Exactly two months ago today, a friend and colleague of mine made one of my wishes come true.
I had been pining for Wislawa Szymborska’s poetry for a long time now when this friend announced his trip to Poland with his Polish girlfriend. I jumped at the opportunity and requested him to obtain an anthology of Wislawa Szymborska – with dire consequences to his life upon his return, should he fail to fulfill this request.
Of course, he had no idea who Wislawa Szymborska was. So, he couldn’t see the meaning in my threat, until his girlfriend enlightened him on Polish literature – and my sincerity. After all, Wislawa Szymborska is something of a Polish national treasure, apart from being a humanist and a renowned writer.
Happily for me, on 25 July 2008, this colleague and friend of mine handed over a brand new hardcover copy of Nothing Twice (Selected Poems) – an anthology of 120 Wislawa Szymborska’s poems, both in Polish and in English (translated by Stanislaw Baranczak and Clare Cavanagh), published soon after she was awarded the Nobel Prize for Literature in 1996.
This means, although Wislawa Szymborska has written only 250 or so poems so far in her life, not only are they magnificent enough to lead her to her Nobel Prize, but also most of them are contained in this collection. For all those interested, here’s the poem from the title of the anthology:
Nothing Twice
Nothing can ever happen twice.
In consequence, the sorry fact is
that we arrive here improvised
and leave without the chance to practice.

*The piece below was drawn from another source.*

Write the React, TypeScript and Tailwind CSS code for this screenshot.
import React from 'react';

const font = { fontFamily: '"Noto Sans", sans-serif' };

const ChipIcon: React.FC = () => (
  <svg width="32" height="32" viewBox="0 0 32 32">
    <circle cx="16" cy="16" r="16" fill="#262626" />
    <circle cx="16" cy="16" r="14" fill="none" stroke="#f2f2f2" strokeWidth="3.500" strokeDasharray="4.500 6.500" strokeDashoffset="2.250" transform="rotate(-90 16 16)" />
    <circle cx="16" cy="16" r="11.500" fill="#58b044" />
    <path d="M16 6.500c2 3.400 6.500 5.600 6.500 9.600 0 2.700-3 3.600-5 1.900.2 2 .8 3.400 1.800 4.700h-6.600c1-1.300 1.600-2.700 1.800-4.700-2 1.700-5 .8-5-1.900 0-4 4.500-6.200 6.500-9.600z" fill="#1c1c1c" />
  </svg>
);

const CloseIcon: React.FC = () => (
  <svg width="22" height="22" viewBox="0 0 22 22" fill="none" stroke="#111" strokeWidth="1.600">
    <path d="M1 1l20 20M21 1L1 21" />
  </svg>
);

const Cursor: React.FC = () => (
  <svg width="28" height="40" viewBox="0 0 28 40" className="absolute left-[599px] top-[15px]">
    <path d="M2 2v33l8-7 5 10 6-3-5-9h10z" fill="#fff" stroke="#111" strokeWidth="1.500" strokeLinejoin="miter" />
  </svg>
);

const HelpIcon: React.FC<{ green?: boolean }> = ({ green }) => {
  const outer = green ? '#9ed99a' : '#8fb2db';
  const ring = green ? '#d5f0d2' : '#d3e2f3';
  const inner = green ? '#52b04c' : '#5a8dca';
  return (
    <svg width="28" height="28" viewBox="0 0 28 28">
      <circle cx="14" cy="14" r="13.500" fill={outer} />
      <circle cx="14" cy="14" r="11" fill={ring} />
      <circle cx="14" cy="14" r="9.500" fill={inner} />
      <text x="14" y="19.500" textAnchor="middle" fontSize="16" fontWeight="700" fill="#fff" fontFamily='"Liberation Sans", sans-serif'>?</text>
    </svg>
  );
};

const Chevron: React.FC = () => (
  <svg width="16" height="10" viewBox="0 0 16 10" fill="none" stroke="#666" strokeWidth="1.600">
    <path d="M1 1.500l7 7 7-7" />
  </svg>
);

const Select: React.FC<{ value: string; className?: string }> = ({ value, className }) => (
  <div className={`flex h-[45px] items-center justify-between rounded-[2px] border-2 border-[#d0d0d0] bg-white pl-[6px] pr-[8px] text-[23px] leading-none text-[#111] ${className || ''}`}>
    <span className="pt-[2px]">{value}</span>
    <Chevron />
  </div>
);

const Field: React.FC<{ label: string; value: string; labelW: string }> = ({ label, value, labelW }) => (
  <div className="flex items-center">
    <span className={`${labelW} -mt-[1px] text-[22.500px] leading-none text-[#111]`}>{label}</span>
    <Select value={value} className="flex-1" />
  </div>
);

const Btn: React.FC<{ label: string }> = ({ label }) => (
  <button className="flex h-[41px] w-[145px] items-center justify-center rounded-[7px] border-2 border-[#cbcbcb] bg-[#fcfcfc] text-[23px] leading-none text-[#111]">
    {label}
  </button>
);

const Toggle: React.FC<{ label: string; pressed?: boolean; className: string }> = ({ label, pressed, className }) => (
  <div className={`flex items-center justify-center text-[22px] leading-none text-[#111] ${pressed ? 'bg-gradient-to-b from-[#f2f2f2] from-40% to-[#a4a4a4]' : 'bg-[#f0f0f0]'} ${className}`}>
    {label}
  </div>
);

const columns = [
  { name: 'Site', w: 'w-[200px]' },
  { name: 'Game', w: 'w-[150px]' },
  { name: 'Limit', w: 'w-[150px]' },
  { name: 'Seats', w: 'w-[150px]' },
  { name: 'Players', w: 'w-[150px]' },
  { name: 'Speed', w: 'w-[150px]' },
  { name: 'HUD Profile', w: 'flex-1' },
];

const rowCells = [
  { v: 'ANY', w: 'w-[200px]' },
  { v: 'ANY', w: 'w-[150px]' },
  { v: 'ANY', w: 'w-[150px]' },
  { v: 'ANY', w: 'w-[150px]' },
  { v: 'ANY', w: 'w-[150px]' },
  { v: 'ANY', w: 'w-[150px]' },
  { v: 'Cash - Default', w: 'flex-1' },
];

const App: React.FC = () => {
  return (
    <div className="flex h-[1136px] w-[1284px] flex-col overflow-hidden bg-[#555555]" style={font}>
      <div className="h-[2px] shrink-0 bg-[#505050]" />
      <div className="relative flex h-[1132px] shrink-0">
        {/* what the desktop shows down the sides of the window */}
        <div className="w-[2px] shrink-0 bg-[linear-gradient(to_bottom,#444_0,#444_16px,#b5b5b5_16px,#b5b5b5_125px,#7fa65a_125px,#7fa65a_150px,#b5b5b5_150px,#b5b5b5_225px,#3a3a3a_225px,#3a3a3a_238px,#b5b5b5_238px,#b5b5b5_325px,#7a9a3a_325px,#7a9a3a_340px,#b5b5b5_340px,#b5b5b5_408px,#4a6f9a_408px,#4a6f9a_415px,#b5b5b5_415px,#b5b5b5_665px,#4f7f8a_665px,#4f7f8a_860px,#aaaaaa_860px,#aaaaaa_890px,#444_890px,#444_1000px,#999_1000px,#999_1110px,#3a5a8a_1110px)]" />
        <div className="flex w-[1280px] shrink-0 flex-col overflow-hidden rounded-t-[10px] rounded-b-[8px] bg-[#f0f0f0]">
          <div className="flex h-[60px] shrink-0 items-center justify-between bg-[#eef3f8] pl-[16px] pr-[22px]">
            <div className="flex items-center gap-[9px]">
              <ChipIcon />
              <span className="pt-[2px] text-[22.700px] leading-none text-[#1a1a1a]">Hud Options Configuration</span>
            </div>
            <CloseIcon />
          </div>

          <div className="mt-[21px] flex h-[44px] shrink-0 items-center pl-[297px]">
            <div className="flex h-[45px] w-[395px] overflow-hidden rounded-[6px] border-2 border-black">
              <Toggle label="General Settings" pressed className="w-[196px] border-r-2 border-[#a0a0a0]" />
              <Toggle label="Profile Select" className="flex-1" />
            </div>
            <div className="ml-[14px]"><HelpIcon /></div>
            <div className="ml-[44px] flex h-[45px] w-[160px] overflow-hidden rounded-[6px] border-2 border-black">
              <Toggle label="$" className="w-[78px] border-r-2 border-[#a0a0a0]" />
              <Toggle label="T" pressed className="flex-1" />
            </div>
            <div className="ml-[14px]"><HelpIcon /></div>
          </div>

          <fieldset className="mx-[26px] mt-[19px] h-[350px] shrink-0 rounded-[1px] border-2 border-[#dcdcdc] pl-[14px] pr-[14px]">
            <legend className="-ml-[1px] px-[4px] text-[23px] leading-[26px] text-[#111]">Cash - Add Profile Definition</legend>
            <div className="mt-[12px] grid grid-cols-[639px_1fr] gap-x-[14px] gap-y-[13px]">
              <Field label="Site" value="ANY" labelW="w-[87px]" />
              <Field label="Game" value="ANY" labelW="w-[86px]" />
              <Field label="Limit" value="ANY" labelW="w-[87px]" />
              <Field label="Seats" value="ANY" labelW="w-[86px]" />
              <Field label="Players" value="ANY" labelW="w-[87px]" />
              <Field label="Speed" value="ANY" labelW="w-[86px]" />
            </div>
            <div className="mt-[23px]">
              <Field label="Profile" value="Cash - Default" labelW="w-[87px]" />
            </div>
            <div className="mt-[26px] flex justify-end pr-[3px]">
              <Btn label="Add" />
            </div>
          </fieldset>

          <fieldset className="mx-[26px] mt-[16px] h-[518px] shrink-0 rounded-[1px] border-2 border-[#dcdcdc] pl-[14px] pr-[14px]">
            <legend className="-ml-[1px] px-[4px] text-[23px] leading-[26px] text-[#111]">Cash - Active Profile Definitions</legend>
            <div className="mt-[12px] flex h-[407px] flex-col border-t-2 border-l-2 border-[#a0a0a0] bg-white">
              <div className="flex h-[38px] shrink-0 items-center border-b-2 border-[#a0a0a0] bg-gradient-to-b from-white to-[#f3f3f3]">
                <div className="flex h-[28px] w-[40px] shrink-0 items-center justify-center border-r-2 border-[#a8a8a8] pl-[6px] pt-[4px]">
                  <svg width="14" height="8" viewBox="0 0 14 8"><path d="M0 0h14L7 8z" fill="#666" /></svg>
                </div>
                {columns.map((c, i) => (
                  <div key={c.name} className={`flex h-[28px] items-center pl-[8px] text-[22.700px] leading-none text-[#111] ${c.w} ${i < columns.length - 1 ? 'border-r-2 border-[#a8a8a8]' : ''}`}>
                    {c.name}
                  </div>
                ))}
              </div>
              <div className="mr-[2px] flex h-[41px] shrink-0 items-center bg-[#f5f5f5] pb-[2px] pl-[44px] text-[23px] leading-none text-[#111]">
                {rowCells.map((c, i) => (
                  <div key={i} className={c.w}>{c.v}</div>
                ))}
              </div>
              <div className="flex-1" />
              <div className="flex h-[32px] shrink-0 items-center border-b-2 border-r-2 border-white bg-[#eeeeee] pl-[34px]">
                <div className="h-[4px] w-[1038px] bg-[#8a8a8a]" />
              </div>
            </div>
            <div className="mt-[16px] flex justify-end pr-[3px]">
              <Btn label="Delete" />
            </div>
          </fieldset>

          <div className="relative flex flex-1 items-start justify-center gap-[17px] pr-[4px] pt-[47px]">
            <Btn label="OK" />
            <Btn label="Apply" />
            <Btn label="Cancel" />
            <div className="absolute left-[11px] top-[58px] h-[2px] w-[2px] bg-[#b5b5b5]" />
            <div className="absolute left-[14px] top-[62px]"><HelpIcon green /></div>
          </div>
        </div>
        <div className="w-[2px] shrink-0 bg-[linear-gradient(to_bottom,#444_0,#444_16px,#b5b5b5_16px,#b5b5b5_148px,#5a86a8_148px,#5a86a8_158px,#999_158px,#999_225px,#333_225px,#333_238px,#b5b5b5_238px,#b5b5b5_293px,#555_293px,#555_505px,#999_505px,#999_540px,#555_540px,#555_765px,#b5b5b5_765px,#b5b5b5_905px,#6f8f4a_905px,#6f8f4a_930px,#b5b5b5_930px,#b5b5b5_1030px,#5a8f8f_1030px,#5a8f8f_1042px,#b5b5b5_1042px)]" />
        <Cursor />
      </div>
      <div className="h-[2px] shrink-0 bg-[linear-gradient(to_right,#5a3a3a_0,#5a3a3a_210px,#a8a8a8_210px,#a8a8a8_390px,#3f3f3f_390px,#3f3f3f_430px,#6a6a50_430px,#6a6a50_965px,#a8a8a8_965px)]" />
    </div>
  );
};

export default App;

Even if there is no one dumber,
if you're the planet's biggest dunce,
you can't repeat the class in summer:
this course is only offered once.
No day copies yesterday,
no two nights will teach what bliss is
in precisely the same way,
with precisely the same kisses.
One day, perhaps some idle tongue
mentions your name by accident:
I feel as if a rose were flung
into the room, all hue and scent.
The next day, though you're here with me,
I can't help looking at the clock:
A rose? A rose? What could that be?
Is it a flower or a rock?
Why do we treat the fleeting day
with so much needless fear and sorrow?
It's in its nature not to say
Today is always gone tomorrow
With smiles and kisses, we prefer
to seek accord beneath our star,
although we're different (we concur)
just as two drops of water are.
[Nothing Twice, a poem by Wislawa Szymborska, translated from the Polish by Stanislaw Baranczak and Clare Cavanagh - from the anthology Nothing Twice (Selected Poems) by Wislawa Szymborska, published by Wydawnictwo Literackie, Poland, 1997.]
I thought today would be a good day to post something on Wislawa Szymborska as this friend and colleague of mine is leaving today to join another agency.